> _Written request_
Report all lines holding "React".
===== Data lines
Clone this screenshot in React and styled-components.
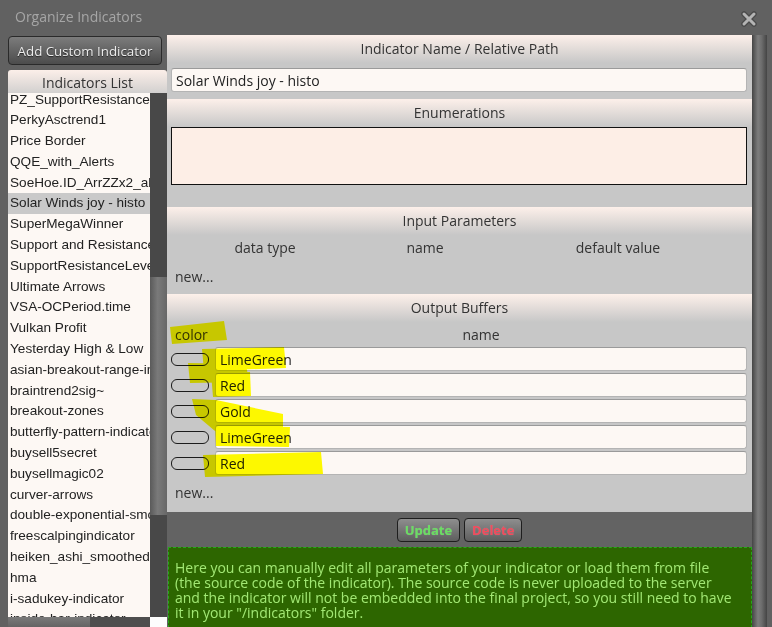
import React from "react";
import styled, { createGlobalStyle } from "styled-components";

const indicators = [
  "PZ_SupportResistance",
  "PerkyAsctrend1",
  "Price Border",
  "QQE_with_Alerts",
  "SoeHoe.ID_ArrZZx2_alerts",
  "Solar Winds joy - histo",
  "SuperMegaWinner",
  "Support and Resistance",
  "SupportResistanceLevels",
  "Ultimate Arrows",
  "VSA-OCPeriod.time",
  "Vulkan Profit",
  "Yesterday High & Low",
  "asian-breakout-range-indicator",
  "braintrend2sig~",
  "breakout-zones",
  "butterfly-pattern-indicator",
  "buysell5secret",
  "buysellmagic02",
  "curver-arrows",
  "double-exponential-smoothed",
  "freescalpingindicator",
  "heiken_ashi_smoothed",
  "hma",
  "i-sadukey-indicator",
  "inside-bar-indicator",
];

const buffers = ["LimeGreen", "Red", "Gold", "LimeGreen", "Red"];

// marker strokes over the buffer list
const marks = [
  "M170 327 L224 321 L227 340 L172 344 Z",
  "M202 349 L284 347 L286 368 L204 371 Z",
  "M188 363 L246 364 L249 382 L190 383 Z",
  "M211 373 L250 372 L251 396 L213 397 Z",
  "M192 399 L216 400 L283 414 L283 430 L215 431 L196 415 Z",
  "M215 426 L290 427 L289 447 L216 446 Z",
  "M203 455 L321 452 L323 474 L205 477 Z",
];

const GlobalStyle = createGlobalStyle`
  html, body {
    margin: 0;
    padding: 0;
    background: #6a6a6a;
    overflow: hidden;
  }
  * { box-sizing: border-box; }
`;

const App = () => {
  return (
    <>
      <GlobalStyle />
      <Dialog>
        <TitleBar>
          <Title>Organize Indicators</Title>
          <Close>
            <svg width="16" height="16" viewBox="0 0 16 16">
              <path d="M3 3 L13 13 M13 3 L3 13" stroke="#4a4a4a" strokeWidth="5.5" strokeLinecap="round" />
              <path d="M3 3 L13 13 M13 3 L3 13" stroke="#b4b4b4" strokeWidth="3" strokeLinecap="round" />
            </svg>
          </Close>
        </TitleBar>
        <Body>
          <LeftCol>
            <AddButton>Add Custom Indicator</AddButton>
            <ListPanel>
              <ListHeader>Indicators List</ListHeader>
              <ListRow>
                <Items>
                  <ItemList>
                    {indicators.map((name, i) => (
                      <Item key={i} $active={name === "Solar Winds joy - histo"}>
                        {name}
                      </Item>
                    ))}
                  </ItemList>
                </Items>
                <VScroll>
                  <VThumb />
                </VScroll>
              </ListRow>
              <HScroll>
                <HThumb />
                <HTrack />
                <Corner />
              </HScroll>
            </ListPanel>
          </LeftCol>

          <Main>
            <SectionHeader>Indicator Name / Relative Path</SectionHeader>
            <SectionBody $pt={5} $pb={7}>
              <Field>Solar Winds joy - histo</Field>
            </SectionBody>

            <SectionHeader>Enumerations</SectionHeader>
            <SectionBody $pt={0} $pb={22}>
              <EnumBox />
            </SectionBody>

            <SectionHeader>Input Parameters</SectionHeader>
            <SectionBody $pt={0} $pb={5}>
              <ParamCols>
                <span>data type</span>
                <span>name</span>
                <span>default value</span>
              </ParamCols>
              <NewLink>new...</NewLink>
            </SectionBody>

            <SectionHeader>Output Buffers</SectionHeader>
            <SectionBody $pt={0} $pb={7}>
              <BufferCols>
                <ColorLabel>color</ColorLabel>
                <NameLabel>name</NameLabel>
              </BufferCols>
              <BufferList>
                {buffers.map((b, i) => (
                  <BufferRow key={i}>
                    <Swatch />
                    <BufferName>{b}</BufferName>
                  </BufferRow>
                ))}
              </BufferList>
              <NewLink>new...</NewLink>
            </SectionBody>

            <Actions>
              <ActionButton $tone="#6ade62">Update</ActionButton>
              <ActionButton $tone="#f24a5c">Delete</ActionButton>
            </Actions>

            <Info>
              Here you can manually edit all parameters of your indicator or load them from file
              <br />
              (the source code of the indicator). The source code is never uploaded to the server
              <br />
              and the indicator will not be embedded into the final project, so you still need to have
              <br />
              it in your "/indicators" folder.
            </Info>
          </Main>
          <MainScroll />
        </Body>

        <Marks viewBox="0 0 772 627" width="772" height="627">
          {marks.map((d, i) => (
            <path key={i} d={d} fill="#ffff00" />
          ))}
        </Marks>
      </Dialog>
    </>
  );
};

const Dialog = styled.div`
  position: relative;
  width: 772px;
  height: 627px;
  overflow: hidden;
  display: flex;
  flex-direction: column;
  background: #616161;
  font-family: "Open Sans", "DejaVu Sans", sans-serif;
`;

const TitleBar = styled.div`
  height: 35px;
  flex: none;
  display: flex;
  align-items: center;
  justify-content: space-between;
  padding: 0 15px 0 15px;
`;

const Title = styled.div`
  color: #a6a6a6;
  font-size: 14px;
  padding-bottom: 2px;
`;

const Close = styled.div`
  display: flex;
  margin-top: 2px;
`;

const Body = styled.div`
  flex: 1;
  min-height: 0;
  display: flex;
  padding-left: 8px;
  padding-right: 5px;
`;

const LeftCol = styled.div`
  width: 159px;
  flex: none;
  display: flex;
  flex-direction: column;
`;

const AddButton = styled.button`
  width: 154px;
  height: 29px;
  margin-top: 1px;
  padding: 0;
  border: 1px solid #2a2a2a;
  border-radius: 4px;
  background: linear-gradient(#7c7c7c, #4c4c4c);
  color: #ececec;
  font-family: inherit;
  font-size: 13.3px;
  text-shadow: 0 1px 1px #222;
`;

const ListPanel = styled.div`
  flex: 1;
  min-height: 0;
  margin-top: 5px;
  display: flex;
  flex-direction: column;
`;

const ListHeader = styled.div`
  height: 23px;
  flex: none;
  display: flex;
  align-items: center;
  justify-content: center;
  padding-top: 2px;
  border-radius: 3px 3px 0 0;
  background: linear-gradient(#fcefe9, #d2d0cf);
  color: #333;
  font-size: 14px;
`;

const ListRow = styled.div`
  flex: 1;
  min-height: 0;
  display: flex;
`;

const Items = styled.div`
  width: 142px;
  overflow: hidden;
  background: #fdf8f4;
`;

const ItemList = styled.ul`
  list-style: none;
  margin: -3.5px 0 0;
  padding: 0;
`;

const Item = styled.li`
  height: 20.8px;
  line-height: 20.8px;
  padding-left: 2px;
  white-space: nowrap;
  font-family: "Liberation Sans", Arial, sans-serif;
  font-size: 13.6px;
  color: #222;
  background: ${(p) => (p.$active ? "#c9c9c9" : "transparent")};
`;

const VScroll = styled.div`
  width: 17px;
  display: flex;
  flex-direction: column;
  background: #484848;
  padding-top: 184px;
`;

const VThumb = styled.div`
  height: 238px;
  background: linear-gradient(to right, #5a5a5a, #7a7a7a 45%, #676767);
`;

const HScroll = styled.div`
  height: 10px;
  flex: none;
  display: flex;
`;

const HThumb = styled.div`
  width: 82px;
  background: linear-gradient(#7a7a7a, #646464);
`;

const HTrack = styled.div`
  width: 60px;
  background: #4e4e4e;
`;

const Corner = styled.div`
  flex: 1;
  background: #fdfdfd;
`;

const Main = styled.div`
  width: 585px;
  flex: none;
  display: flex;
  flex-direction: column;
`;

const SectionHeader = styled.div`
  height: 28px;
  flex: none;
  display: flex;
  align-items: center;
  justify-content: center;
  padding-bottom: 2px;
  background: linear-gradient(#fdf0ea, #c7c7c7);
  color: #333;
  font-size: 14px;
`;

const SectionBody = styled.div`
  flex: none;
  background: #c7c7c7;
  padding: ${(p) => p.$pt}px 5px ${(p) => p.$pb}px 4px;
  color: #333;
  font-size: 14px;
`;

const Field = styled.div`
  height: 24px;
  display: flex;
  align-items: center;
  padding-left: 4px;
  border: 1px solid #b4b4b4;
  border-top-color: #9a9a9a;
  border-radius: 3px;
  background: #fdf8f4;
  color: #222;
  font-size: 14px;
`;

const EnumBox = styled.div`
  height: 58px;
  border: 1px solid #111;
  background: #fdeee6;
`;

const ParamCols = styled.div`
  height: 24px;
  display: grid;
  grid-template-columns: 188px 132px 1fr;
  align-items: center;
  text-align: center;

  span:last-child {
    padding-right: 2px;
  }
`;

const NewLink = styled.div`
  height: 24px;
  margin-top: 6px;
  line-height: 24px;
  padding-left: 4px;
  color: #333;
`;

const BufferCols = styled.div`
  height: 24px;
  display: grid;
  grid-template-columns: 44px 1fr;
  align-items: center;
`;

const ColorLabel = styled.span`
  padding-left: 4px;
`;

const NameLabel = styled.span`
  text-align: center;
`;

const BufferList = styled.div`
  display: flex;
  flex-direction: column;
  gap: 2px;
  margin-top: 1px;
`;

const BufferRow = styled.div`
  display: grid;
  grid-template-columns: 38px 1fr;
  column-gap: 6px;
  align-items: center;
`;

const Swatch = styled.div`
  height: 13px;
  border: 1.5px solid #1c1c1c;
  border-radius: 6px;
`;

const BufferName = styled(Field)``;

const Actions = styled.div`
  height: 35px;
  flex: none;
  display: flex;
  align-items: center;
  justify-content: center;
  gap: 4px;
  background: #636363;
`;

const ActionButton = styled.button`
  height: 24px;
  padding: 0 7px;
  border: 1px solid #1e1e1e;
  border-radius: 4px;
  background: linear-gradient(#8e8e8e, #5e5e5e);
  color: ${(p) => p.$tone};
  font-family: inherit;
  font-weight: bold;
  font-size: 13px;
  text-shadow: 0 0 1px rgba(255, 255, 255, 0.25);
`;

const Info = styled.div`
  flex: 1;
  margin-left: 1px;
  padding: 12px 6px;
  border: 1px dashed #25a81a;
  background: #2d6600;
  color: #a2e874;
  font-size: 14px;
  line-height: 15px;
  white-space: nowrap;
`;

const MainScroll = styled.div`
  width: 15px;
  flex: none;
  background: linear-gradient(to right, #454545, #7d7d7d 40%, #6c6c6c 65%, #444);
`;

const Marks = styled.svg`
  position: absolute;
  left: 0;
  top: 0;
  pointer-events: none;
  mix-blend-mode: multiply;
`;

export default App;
==========
> _Task solution_
Clone this screenshot in React and styled-components.
import React from "react";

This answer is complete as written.